### Data extract

[BEGIN]

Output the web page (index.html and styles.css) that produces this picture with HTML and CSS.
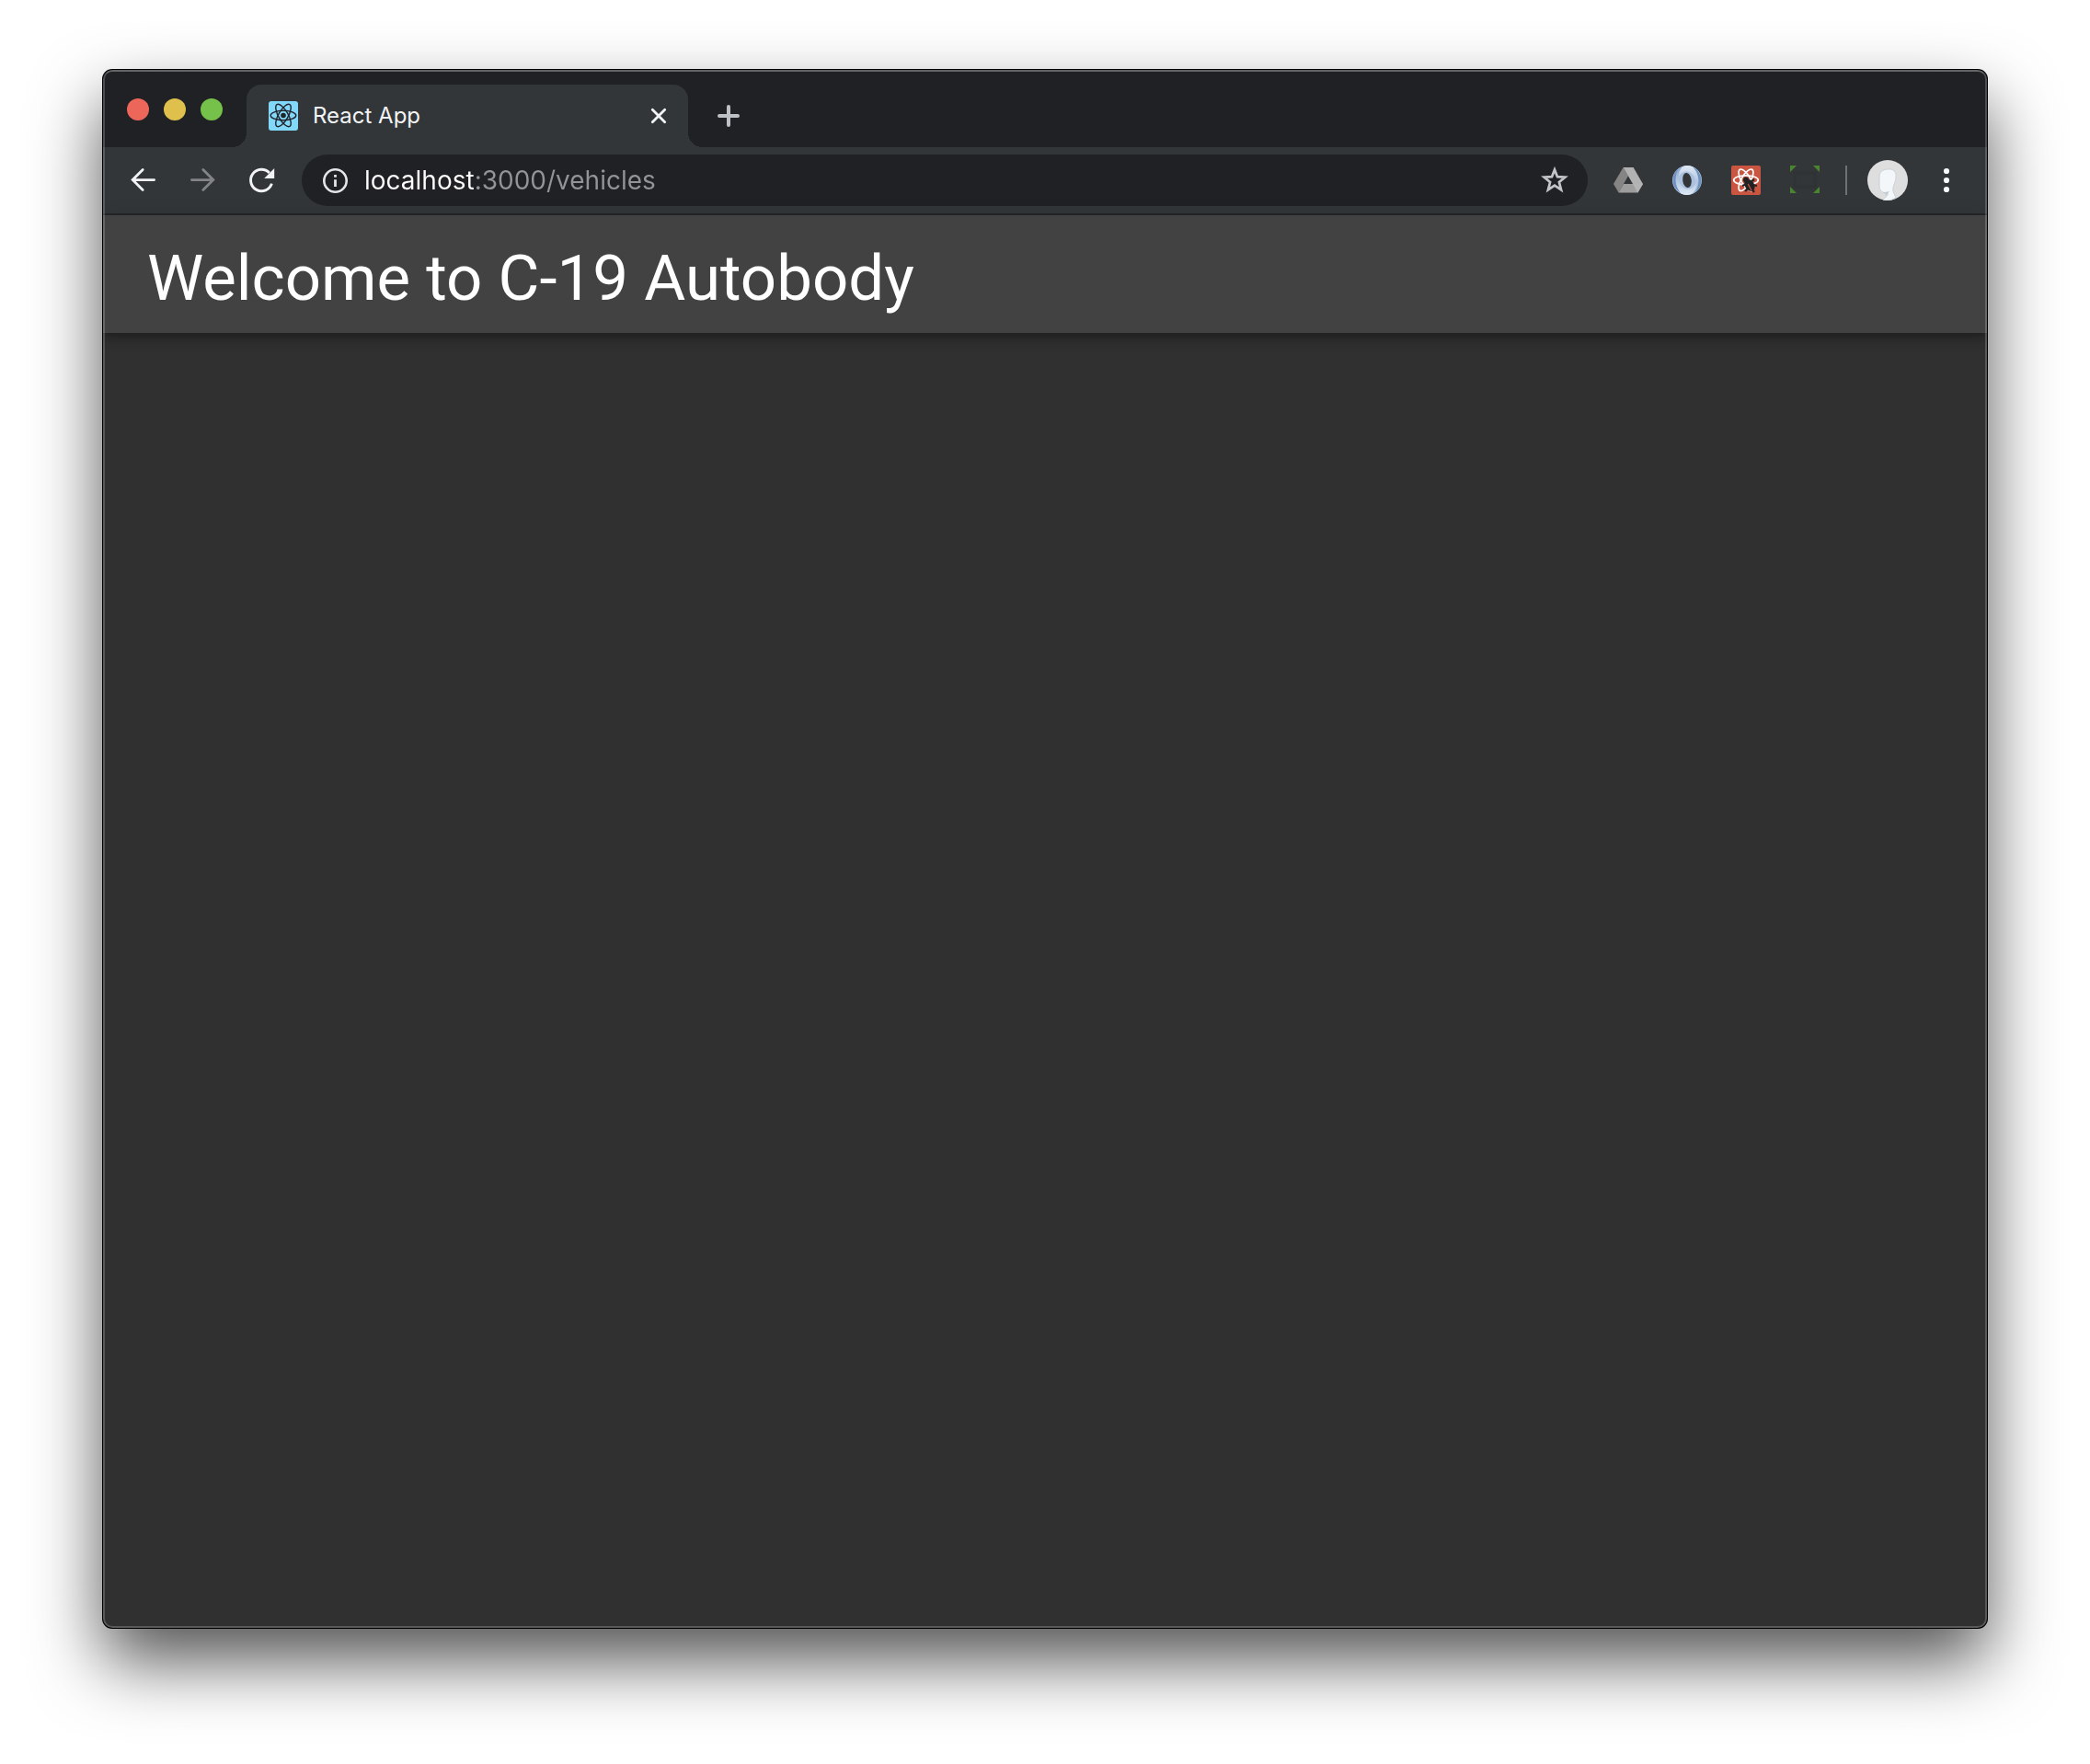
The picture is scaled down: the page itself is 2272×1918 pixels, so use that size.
FILE: index.html
```html
<!DOCTYPE html>
<html lang="en">
<head>
<meta charset="utf-8">
<meta name="viewport" content="width=device-width, initial-scale=1">
<title>React App</title>
<link rel="stylesheet" href="styles.css">
</head>
<body>
<div class="window">
  <div class="tab-strip">
    <div class="window-controls">
      <button class="light light-close" aria-label="Close window"></button>
      <button class="light light-minimize" aria-label="Minimize window"></button>
      <button class="light light-zoom" aria-label="Zoom window"></button>
    </div>
    <div class="tab">
      <svg class="icon" viewBox="0 0 32 32" width="32" height="32" aria-hidden="true">
        <rect width="32" height="32" rx="3" fill="#82d8f8"/>
        <g fill="none" stroke="#20232a" stroke-width="1.4">
          <ellipse cx="16" cy="15.5" rx="13.8" ry="5.2"/>
          <ellipse cx="16" cy="15.5" rx="13.8" ry="5.2" transform="rotate(60 16 15.5)"/>
          <ellipse cx="16" cy="15.5" rx="13.8" ry="5.2" transform="rotate(120 16 15.5)"/>
        </g>
        <circle cx="16" cy="15.5" r="2.8" fill="#20232a"/>
      </svg>
      <span class="tab-title">React App</span>
      <button class="icon-button" aria-label="Close tab">
        <svg viewBox="0 0 32 32" width="32" height="32"><path d="M9.3 9.3L22.7 22.7M22.7 9.3L9.3 22.7" fill="none" stroke="#f1f3f4" stroke-width="2.8" stroke-linecap="round"/></svg>
      </button>
    </div>
    <button class="icon-button new-tab" aria-label="New tab">
      <svg viewBox="0 0 32 32" width="32" height="32"><path d="M16 6V26M6 16H26" fill="none" stroke="#bdc1c6" stroke-width="4" stroke-linecap="round"/></svg>
    </button>
  </div>

  <div class="toolbar">
    <div class="nav-buttons">
      <button class="icon-button" aria-label="Back">
        <svg viewBox="0 0 32 32" width="32" height="32"><path d="M15.2 4.6L4.2 15.6L15.2 26.6M5 15.6H27.6" fill="none" stroke="#f1f3f4" stroke-width="2.8" stroke-linecap="round"/></svg>
      </button>
      <button class="icon-button" aria-label="Forward" disabled>
        <svg viewBox="0 0 32 32" width="32" height="32"><path d="M16.8 4.6L27.8 15.6L16.8 26.6M27 15.6H4.4" fill="none" stroke="#828486" stroke-width="2.8" stroke-linecap="round"/></svg>
      </button>
      <button class="icon-button" aria-label="Reload">
        <svg viewBox="0 0 32 32" width="32" height="32"><path d="M27.4 19.6A11.7 11.7 0 1 1 24.8 8" fill="none" stroke="#f1f3f4" stroke-width="2.9"/><path d="M30.2 3V14H19.2Z" fill="#f1f3f4"/></svg>
      </button>
    </div>
    <div class="address-bar">
      <svg class="icon" viewBox="0 0 32 32" width="32" height="32" aria-hidden="true">
        <circle cx="16.5" cy="16.5" r="12.2" fill="none" stroke="#e4e5e6" stroke-width="2.6"/>
        <path d="M15.1 15.2H17.9V23H15.1ZM15.1 10H17.9V12.8H15.1Z" fill="#e4e5e6"/>
      </svg>
      <input class="url" type="text" aria-label="Address" value="localhost:3000/vehicles">
      <button class="icon-button" aria-label="Bookmark this page">
        <svg viewBox="0 0 32 32" width="32" height="32"><path d="M16 4.4L19 12.2L27.4 12.7L20.9 18L23.1 26.4L16 21.7L8.9 26.4L11.1 18L4.6 12.7L13 12.2Z" fill="none" stroke="#c4c5c6" stroke-width="2.7"/></svg>
      </button>
    </div>
    <div class="extensions">
      <button class="icon-button" aria-label="Google Drive">
        <svg viewBox="0 0 32 32" width="32" height="32">
          <path d="M10.6 2L16 11.2L5.6 29.6L0 20Z" fill="#858585"/>
          <path d="M10.6 2H21.6L32 20H21Z" fill="#b2b2b2"/>
          <path d="M11 20H32L26.4 29.6H5.6Z" fill="#9d9d9d"/>
          <path d="M21 20H32L26.4 29.6Z" fill="#b4b4b4"/>
          <path d="M16.3 13L20.4 20H12.2Z" fill="#323639"/>
        </svg>
      </button>
      <button class="icon-button" aria-label="JSON viewer">
        <svg viewBox="0 0 32 32" width="32" height="32">
          <defs>
            <linearGradient id="ring-light" x1="0" y1="0" x2="0" y2="1"><stop offset="0" stop-color="#dfe9f5"/><stop offset="1" stop-color="#8eabd0"/></linearGradient>
            <linearGradient id="ring-shade" x1="0" y1="0" x2="0" y2="1"><stop offset="0" stop-color="#86a5cd"/><stop offset="1" stop-color="#dfe9f5"/></linearGradient>
          </defs>
          <circle cx="16" cy="16" r="16" fill="#a9c1de"/>
          <path d="M16 0A16 16 0 0 1 21 31C27 24 27 13 20 8C14 4 7 8 6 15C4 8 9 0 16 0Z" fill="url(#ring-light)"/>
          <path d="M16 32A16 16 0 0 1 11 1C5 8 5 19 12 24C18 28 25 24 26 17C28 24 23 32 16 32Z" fill="url(#ring-shade)"/>
          <path d="M22 1.5A16 16 0 0 1 25 29C30 21 30 9 22 1.5Z" fill="#6f92c1"/>
          <path d="M10 30.5A16 16 0 0 1 7 3C2 11 2 23 10 30.5Z" fill="#6f92c1"/>
          <ellipse cx="16" cy="16" rx="4.8" ry="8" fill="#323639" transform="rotate(-8 16 16)"/>
        </svg>
      </button>
      <button class="icon-button" aria-label="React Developer Tools">
        <svg viewBox="0 0 32 32" width="32" height="32">
          <rect width="32" height="32" rx="2" fill="#ca5540"/>
          <g fill="none" stroke="#fff" stroke-width="1.7">
            <ellipse cx="16" cy="15.8" rx="13.3" ry="5"/>
            <ellipse cx="16" cy="15.8" rx="13.3" ry="5" transform="rotate(60 16 15.8)"/>
            <ellipse cx="16" cy="15.8" rx="13.3" ry="5" transform="rotate(120 16 15.8)"/>
          </g>
          <circle cx="16" cy="15.6" r="3" fill="#222"/>
          <ellipse cx="20" cy="21.5" rx="5" ry="7" fill="#222" transform="rotate(-32 20 21.5)"/>
          <path d="M12 22L17 20M15 28L19 24M25 29L22 25M28 22L23 21M25 15L21 18" stroke="#222" stroke-width="2.2"/>
          <path d="M18.2 20L22.2 27.5" stroke="#ca5540" stroke-width="1.2"/>
        </svg>
      </button>
      <button class="icon-button" aria-label="Full page capture">
        <svg viewBox="0 0 32 32" width="32" height="32">
          <path d="M0 0H7L0 7ZM25 0H32V7ZM0 23L7 30H0ZM32 23V30H25Z" fill="#4b842f"/>
          <rect x="5" y="8" width="22" height="15" fill="none" stroke="#303336" stroke-width="3"/>
        </svg>
      </button>
      <span class="divider"></span>
      <button class="icon-button" aria-label="Profile">
        <svg viewBox="0 0 44 44" width="44" height="44">
          <circle cx="22" cy="22" r="22" fill="#dedede"/>
          <path d="M22 10C28 9 32 13 31 19C31 25 27 27 28 34L31 41Q22 46 17 43C20 40 23 39 22 35C16 37 13 33 13 28V18C13 13 17 10 22 10Z" fill="#f4f7fa" stroke="#c9d0d8" stroke-width="1"/>
          <path d="M15 34Q18 36 24 34L20 39Q20 36 15 34Z" fill="#c3cbd5"/>
        </svg>
      </button>
      <button class="icon-button menu" aria-label="Menu">
        <svg viewBox="0 0 32 32" width="32" height="32" fill="#f8f9fa"><circle cx="16" cy="6" r="3.1"/><circle cx="16" cy="16" r="3.1"/><circle cx="16" cy="26" r="3.1"/></svg>
      </button>
    </div>
  </div>

  <main class="page">
    <header class="app-bar">
      <h1 class="app-title">Welcome to C-19 Autobody</h1>
    </header>
  </main>
</div>
</body>
</html>
```
FILE: styles.css
```css
* {
  box-sizing: border-box;
}

body {
  margin: 0;
  min-height: 100vh;
  padding: 76px 112px 148px;
  display: flex;
  flex-direction: column;
  background: #fff;
  font-family: Inter, "Liberation Sans", sans-serif;
}

button {
  padding: 0;
  border: 0;
  background: none;
}

svg {
  display: block;
}

.window {
  position: relative;
  flex: 1;
  display: flex;
  flex-direction: column;
  overflow: hidden;
  border-radius: 10px;
  background: #303030;
  box-shadow: 0 0 0 1px #000, 0 36px 76px rgba(0, 0, 0, 0.68);
}

/* Light rim drawn over the window content */
.window::after {
  content: "";
  position: absolute;
  inset: 0;
  border: 2px solid rgba(255, 255, 255, 0.2);
  border-top-color: rgba(255, 255, 255, 0.3);
  border-radius: 10px;
  pointer-events: none;
}

.tab-strip {
  display: flex;
  height: 84px;
  padding-top: 16px;
  background: #202124;
}

.window-controls {
  display: flex;
  gap: 16px;
  padding: 15px 26px 0;
}

.light {
  width: 24px;
  height: 24px;
  border-radius: 50%;
}

.light-close {
  background: #ec665a;
}

.light-minimize {
  background: #e0c04c;
}

.light-zoom {
  background: #76c149;
}

.tab {
  position: relative;
  display: flex;
  align-items: center;
  gap: 16px;
  width: 480px;
  padding: 0 16px 0 24px;
  border-radius: 16px 16px 0 0;
  background: #323639;
}

/* Concave feet on both sides of the tab */
.tab::before,
.tab::after {
  content: "";
  position: absolute;
  bottom: 0;
  width: 16px;
  height: 16px;
}

.tab::before {
  right: 100%;
  background: radial-gradient(circle at 0 0, transparent 16px, #323639 16px);
}

.tab::after {
  left: 100%;
  background: radial-gradient(circle at 100% 0, transparent 16px, #323639 16px);
}

.tab-title {
  flex: 1;
  color: #f1f3f4;
  font-size: 24px;
  line-height: 32px;
}

.icon-button,
.icon {
  flex: none;
}

.new-tab {
  margin-left: 28px;
}

.toolbar {
  display: flex;
  align-items: center;
  gap: 28px;
  height: 74px;
  padding: 0 28px;
  border-bottom: 2px solid #252729;
  background: #323639;
}

.nav-buttons {
  display: flex;
  gap: 32px;
}

.address-bar {
  flex: 1;
  display: flex;
  align-items: center;
  gap: 16px;
  height: 56px;
  padding: 0 20px;
  border-radius: 28px;
  background: #202124;
}

.url {
  flex: 1;
  min-width: 0;
  padding: 0;
  border: 0;
  outline: 0;
  /* Host in white, port and path in grey */
  background: linear-gradient(90deg, #fff 119px, #939496 119px) text;
  -webkit-text-fill-color: transparent;
  font: 28px/36px Inter, "Liberation Sans", sans-serif;
}

.extensions {
  display: flex;
  align-items: center;
  gap: 32px;
}

.divider {
  width: 2px;
  height: 32px;
  margin: 0 -10px 0 -4px;
  background: #6f7275;
}

.menu {
  margin-left: -6px;
}

.page {
  flex: 1;
}

.app-bar {
  display: flex;
  align-items: center;
  min-height: 128px;
  padding: 16px 48px 6px;
  background: #424242;
  box-shadow: 0 4px 8px -2px rgba(0, 0, 0, 0.2), 0 8px 10px rgba(0, 0, 0, 0.14), 0 2px 20px rgba(0, 0, 0, 0.12);
}

.app-title {
  margin: 0;
  color: #fff;
  font: 400 69px/84px Roboto, sans-serif;
}
```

[END]

### Objective
Find the lines holding "index" and list every one.

### Task answer
Output the web page (index.html and styles.css) that produces this picture with HTML and CSS.
FILE: index.html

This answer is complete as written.